I have often read statements that indicate that the Great Depression was ended as a result of WWII. By going to war, it is said, we managed to cure the greatest economic crisis in American history.

It is said that today’s economic crisis might to be as bad as the Great Depression. If such is the case perhaps we should take a lesson from the past.

Instead of turning our factories into vast production lines building planes, ships, tanks, and guns and declaring WWIII we might declare a make-believe WWIII and instead of sending these planes, ships, tanks, and guns to far off places where we can kill people and destroy property we could achieve the same effect by building our factories on ships and sending those ships to sea.

War is only our second best consumer of goods, our very best consumer of goods would be a factory mounted on a ship with the assembly line terminating at the ramp on the stern of the ship whereby the product can be easily dumped into the sea.

Such economic prosperity can only be imagined.

Jimmy Snyder
Oct13-08, 07:38 AM
War is only our second best consumer of goods, our very best consumer of goods would be a factory mounted on a ship with the assembly line terminating at the ramp on the stern of the ship whereby the product can be easily dumped into the sea.
Vance Packard made a similar suggestion in one of his books, I think it was "The Waste Makers". He proposed that factories be build near the edges of cliffs with an assembly line on a revolving plate. In good times, the product would roll off the assembly line into trucks and trains to take it to market. In times of economic slowdown, the plate would be turned to have the product fall over the cliff.

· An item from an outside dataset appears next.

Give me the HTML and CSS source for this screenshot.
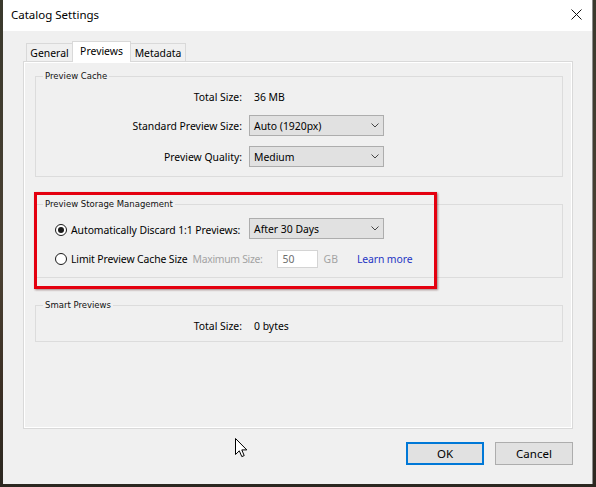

That way production would remain steady.

Evo
Oct13-08, 07:42 AM
It's as good a plan as any.

HallsofIvy
Oct13-08, 11:54 AM
Vance Packard made a similar suggestion in one of his books, I think it was "The Waste Makers". He proposed that factories be build near the edges of cliffs with an assembly line on a revolving plate. In good times, the product would roll off the assembly line into trucks and trains to take it to market. In times of economic slowdown, the plate would be turned to have the product fall over the cliff. That way production would remain steady.
You do understand, I hope, that Vance Packard was being sarcastic. His book was a condemnation of an economy that produces things designed to be wasted in order to produce more.